The problem => Skip every image and restate the data word for word.

Source excerpt =>
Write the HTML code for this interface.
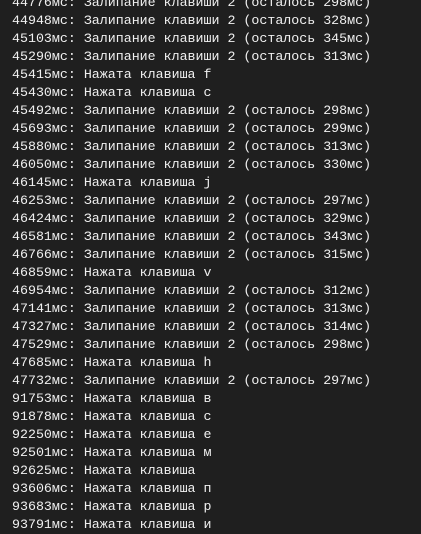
<!DOCTYPE html>
<html><head><meta charset="utf-8"><style>
html,body{margin:0;padding:0;background:#1f1f1f;width:421px;height:524px;overflow:hidden}
pre{margin:0;position:absolute;left:12px;top:-6px;font-family:"Liberation Mono","DejaVu Sans Mono",monospace;font-size:13.3px;line-height:18px;color:#f0f0f0}
</style></head><body><pre>44776мс: Залипание клавиши 2 (осталось 298мс)
44948мс: Залипание клавиши 2 (осталось 328мс)
45103мс: Залипание клавиши 2 (осталось 345мс)
45290мс: Залипание клавиши 2 (осталось 313мс)
45415мс: Нажата клавиша f
45430мс: Нажата клавиша c
45492мс: Залипание клавиши 2 (осталось 298мс)
45693мс: Залипание клавиши 2 (осталось 299мс)
45880мс: Залипание клавиши 2 (осталось 313мс)
46050мс: Залипание клавиши 2 (осталось 330мс)
46145мс: Нажата клавиша j
46253мс: Залипание клавиши 2 (осталось 297мс)
46424мс: Залипание клавиши 2 (осталось 329мс)
46581мс: Залипание клавиши 2 (осталось 343мс)
46766мс: Залипание клавиши 2 (осталось 315мс)
46859мс: Нажата клавиша v
46954мс: Залипание клавиши 2 (осталось 312мс)
47141мс: Залипание клавиши 2 (осталось 313мс)
47327мс: Залипание клавиши 2 (осталось 314мс)
47529мс: Залипание клавиши 2 (осталось 298мс)
47685мс: Нажата клавиша h
47732мс: Залипание клавиши 2 (осталось 297мс)
91753мс: Нажата клавиша в
91878мс: Нажата клавиша с
92250мс: Нажата клавиша е
92501мс: Нажата клавиша м
92625мс: Нажата клавиша
93606мс: Нажата клавиша п
93683мс: Нажата клавиша р
93791мс: Нажата клавиша и</pre></body></html>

Complete output =>
Write the HTML code for this interface.
<!DOCTYPE html>
<html><head><meta charset="utf-8"><style>
html,body{margin:0;padding:0;background:#1f1f1f;width:421px;height:524px;overflow:hidden}
pre{margin:0;position:absolute;left:12px;top:-6px;font-family:"Liberation Mono","DejaVu Sans Mono",monospace;font-size:13.3px;line-height:18px;color:#f0f0f0}
</style></head><body><pre>44776мс: Залипание клавиши 2 (осталось 298мс)
44948мс: Залипание клавиши 2 (осталось 328мс)
45103мс: Залипание клавиши 2 (осталось 345мс)
45290мс: Залипание клавиши 2 (осталось 313мс)
45415мс: Нажата клавиша f
45430мс: Нажата клавиша c
45492мс: Залипание клавиши 2 (осталось 298мс)
45693мс: Залипание клавиши 2 (осталось 299мс)
45880мс: Залипание клавиши 2 (осталось 313мс)
46050мс: Залипание клавиши 2 (осталось 330мс)
46145мс: Нажата клавиша j
46253мс: Залипание клавиши 2 (осталось 297мс)
46424мс: Залипание клавиши 2 (осталось 329мс)
46581мс: Залипание клавиши 2 (осталось 343мс)
46766мс: Залипание клавиши 2 (осталось 315мс)
46859мс: Нажата клавиша v
46954мс: Залипание клавиши 2 (осталось 312мс)
47141мс: Залипание клавиши 2 (осталось 313мс)
47327мс: Залипание клавиши 2 (осталось 314мс)
47529мс: Залипание клавиши 2 (осталось 298мс)
47685мс: Нажата клавиша h
47732мс: Залипание клавиши 2 (осталось 297мс)
91753мс: Нажата клавиша в
91878мс: Нажата клавиша с
92250мс: Нажата клавиша е
92501мс: Нажата клавиша м
92625мс: Нажата клавиша
93606мс: Нажата клавиша п
93683мс: Нажата клавиша р
93791мс: Нажата клавиша и</pre></body></html>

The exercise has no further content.